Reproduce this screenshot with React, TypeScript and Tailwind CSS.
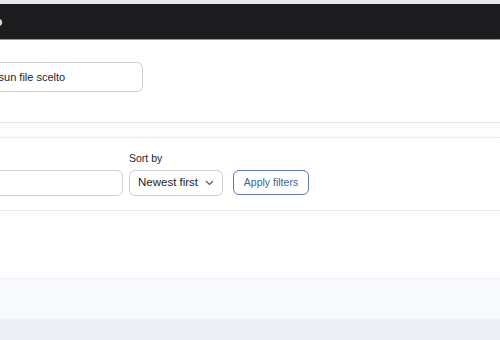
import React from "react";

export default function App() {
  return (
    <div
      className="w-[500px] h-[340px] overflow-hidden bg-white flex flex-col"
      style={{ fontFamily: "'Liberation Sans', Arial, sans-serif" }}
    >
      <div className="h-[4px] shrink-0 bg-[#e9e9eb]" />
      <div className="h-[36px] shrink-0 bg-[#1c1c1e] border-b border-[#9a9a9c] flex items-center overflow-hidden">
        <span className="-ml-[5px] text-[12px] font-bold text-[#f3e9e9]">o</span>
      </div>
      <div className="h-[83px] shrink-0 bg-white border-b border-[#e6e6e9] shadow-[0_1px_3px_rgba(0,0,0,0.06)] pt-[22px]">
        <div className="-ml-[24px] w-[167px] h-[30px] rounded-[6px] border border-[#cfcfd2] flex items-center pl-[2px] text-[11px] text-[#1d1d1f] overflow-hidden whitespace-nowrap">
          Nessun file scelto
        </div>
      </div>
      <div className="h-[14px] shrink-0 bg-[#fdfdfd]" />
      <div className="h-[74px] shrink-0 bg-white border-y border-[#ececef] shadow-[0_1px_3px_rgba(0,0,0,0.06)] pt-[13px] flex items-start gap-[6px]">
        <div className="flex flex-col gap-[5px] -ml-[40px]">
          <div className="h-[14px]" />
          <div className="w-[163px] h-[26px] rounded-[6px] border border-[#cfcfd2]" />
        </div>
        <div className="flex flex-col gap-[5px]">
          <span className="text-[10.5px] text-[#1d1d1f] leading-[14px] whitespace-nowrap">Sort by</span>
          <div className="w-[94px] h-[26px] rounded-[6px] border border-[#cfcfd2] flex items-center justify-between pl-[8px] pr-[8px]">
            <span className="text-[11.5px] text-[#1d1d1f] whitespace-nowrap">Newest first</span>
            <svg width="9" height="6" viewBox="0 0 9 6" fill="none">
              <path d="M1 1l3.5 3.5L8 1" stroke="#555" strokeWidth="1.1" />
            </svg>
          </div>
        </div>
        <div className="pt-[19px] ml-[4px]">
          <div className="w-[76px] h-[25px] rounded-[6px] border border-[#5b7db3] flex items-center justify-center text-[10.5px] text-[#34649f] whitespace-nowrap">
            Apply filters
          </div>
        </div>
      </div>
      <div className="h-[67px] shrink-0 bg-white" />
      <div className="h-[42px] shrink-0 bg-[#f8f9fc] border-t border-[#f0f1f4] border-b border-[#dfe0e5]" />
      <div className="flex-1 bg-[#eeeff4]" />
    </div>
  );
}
################
WHAT NEEDS TO BE DONE> Transcribe the opening line of the listing above, please, and every line after it through the line with "import React from", word for word, without pictures.

ANSWER TO THE EXERCISE>
Reproduce this screenshot with React, TypeScript and Tailwind CSS.
import React from "react";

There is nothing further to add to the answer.